======== Provided material

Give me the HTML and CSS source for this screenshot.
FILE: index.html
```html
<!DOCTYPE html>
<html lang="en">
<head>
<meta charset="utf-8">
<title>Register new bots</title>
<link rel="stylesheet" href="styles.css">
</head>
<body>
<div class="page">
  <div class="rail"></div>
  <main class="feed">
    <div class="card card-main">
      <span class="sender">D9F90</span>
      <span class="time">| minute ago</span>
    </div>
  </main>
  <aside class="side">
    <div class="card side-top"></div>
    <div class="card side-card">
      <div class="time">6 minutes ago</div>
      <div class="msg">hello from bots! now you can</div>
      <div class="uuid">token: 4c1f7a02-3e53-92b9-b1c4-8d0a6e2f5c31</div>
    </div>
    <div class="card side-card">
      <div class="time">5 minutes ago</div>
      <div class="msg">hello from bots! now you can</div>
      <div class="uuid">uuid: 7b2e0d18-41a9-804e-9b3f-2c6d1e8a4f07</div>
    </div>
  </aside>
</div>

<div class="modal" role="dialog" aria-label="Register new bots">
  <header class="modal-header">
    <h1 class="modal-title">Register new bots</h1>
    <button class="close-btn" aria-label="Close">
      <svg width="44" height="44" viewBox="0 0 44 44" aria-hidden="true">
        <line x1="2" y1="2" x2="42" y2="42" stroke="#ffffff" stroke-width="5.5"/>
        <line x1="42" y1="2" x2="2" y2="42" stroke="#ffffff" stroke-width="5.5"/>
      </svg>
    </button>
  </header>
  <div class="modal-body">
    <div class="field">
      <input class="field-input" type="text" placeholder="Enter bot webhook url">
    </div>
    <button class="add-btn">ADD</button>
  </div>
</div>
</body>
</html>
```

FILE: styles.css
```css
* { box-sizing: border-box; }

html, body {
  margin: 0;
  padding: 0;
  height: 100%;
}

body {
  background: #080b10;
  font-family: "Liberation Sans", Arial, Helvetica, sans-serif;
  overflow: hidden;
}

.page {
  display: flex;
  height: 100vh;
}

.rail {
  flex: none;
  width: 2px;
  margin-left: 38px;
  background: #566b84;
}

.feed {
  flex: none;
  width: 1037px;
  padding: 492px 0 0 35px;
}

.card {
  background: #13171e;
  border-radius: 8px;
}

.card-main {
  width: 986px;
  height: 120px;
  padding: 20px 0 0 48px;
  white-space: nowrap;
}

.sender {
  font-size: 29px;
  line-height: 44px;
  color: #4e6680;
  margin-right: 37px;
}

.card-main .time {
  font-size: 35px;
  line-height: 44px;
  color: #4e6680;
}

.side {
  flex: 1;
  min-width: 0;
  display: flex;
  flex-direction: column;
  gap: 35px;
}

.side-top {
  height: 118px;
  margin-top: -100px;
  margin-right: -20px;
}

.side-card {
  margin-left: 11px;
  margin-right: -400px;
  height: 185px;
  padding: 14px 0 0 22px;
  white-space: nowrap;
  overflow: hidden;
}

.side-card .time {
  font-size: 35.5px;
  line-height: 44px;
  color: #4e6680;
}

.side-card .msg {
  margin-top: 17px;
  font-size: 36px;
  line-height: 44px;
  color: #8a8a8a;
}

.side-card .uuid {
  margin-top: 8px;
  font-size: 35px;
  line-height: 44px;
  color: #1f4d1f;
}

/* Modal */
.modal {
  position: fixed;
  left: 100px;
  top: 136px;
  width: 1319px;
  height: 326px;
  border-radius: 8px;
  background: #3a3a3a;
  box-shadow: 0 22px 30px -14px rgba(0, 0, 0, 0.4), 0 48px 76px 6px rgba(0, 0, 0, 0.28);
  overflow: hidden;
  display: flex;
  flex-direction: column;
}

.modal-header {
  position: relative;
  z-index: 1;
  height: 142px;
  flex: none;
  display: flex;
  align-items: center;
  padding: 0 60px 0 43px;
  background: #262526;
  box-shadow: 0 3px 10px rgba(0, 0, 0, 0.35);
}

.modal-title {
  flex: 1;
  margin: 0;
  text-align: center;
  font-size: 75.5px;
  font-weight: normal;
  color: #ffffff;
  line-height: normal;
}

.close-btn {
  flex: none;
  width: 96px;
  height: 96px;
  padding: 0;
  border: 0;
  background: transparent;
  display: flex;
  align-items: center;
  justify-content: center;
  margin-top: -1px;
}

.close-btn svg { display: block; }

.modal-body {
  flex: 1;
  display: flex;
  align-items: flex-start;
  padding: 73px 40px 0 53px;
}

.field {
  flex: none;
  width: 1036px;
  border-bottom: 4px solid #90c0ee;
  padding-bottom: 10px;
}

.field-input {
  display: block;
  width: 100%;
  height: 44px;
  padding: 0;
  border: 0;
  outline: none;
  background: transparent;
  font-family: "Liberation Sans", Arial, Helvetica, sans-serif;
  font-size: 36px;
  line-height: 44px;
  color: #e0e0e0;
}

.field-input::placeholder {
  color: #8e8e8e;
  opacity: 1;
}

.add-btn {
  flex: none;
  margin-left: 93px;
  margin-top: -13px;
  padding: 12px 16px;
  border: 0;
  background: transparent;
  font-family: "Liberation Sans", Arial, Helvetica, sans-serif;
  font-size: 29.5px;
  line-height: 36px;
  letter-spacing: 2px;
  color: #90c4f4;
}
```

================

### Your objective
Retype the material above, line by line, exactly.

### Output of the exercise
Give me the HTML and CSS source for this screenshot.
FILE: index.html
```html
<!DOCTYPE html>
<html lang="en">
<head>
<meta charset="utf-8">
<title>Register new bots</title>
<link rel="stylesheet" href="styles.css">
</head>
<body>
<div class="page">
  <div class="rail"></div>
  <main class="feed">
    <div class="card card-main">
      <span class="sender">D9F90</span>
      <span class="time">| minute ago</span>
    </div>
  </main>
  <aside class="side">
    <div class="card side-top"></div>
    <div class="card side-card">
      <div class="time">6 minutes ago</div>
      <div class="msg">hello from bots! now you can</div>
      <div class="uuid">token: 4c1f7a02-3e53-92b9-b1c4-8d0a6e2f5c31</div>
    </div>
    <div class="card side-card">
      <div class="time">5 minutes ago</div>
      <div class="msg">hello from bots! now you can</div>
      <div class="uuid">uuid: 7b2e0d18-41a9-804e-9b3f-2c6d1e8a4f07</div>
    </div>
  </aside>
</div>

<div class="modal" role="dialog" aria-label="Register new bots">
  <header class="modal-header">
    <h1 class="modal-title">Register new bots</h1>
    <button class="close-btn" aria-label="Close">
      <svg width="44" height="44" viewBox="0 0 44 44" aria-hidden="true">
        <line x1="2" y1="2" x2="42" y2="42" stroke="#ffffff" stroke-width="5.5"/>
        <line x1="42" y1="2" x2="2" y2="42" stroke="#ffffff" stroke-width="5.5"/>
      </svg>
    </button>
  </header>
  <div class="modal-body">
    <div class="field">
      <input class="field-input" type="text" placeholder="Enter bot webhook url">
    </div>
    <button class="add-btn">ADD</button>
  </div>
</div>
</body>
</html>
```

FILE: styles.css
```css
* { box-sizing: border-box; }

html, body {
  margin: 0;
  padding: 0;
  height: 100%;
}

body {
  background: #080b10;
  font-family: "Liberation Sans", Arial, Helvetica, sans-serif;
  overflow: hidden;
}

.page {
  display: flex;
  height: 100vh;
}

.rail {
  flex: none;
  width: 2px;
  margin-left: 38px;
  background: #566b84;
}

.feed {
  flex: none;
  width: 1037px;
  padding: 492px 0 0 35px;
}

.card {
  background: #13171e;
  border-radius: 8px;
}

.card-main {
  width: 986px;
  height: 120px;
  padding: 20px 0 0 48px;
  white-space: nowrap;
}

.sender {
  font-size: 29px;
  line-height: 44px;
  color: #4e6680;
  margin-right: 37px;
}

.card-main .time {
  font-size: 35px;
  line-height: 44px;
  color: #4e6680;
}

.side {
  flex: 1;
  min-width: 0;
  display: flex;
  flex-direction: column;
  gap: 35px;
}

.side-top {
  height: 118px;
  margin-top: -100px;
  margin-right: -20px;
}

.side-card {
  margin-left: 11px;
  margin-right: -400px;
  height: 185px;
  padding: 14px 0 0 22px;
  white-space: nowrap;
  overflow: hidden;
}

.side-card .time {
  font-size: 35.5px;
  line-height: 44px;
  color: #4e6680;
}

.side-card .msg {
  margin-top: 17px;
  font-size: 36px;
  line-height: 44px;
  color: #8a8a8a;
}

.side-card .uuid {
  margin-top: 8px;
  font-size: 35px;
  line-height: 44px;
  color: #1f4d1f;
}

/* Modal */
.modal {
  position: fixed;
  left: 100px;
  top: 136px;
  width: 1319px;
  height: 326px;
  border-radius: 8px;
  background: #3a3a3a;
  box-shadow: 0 22px 30px -14px rgba(0, 0, 0, 0.4), 0 48px 76px 6px rgba(0, 0, 0, 0.28);
  overflow: hidden;
  display: flex;
  flex-direction: column;
}

.modal-header {
  position: relative;
  z-index: 1;
  height: 142px;
  flex: none;
  display: flex;
  align-items: center;
  padding: 0 60px 0 43px;
  background: #262526;
  box-shadow: 0 3px 10px rgba(0, 0, 0, 0.35);
}

.modal-title {
  flex: 1;
  margin: 0;
  text-align: center;
  font-size: 75.5px;
  font-weight: normal;
  color: #ffffff;
  line-height: normal;
}

.close-btn {
  flex: none;
  width: 96px;
  height: 96px;
  padding: 0;
  border: 0;
  background: transparent;
  display: flex;
  align-items: center;
  justify-content: center;
  margin-top: -1px;
}

.close-btn svg { display: block; }

.modal-body {
  flex: 1;
  display: flex;
  align-items: flex-start;
  padding: 73px 40px 0 53px;
}

.field {
  flex: none;
  width: 1036px;
  border-bottom: 4px solid #90c0ee;
  padding-bottom: 10px;
}

.field-input {
  display: block;
  width: 100%;
  height: 44px;
  padding: 0;
  border: 0;
  outline: none;
  background: transparent;
  font-family: "Liberation Sans", Arial, Helvetica, sans-serif;
  font-size: 36px;
  line-height: 44px;
  color: #e0e0e0;
}

.field-input::placeholder {
  color: #8e8e8e;
  opacity: 1;
}

.add-btn {
  flex: none;
  margin-left: 93px;
  margin-top: -13px;
  padding: 12px 16px;
  border: 0;
  background: transparent;
  font-family: "Liberation Sans", Arial, Helvetica, sans-serif;
  font-size: 29.5px;
  line-height: 36px;
  letter-spacing: 2px;
  color: #90c4f4;
}
```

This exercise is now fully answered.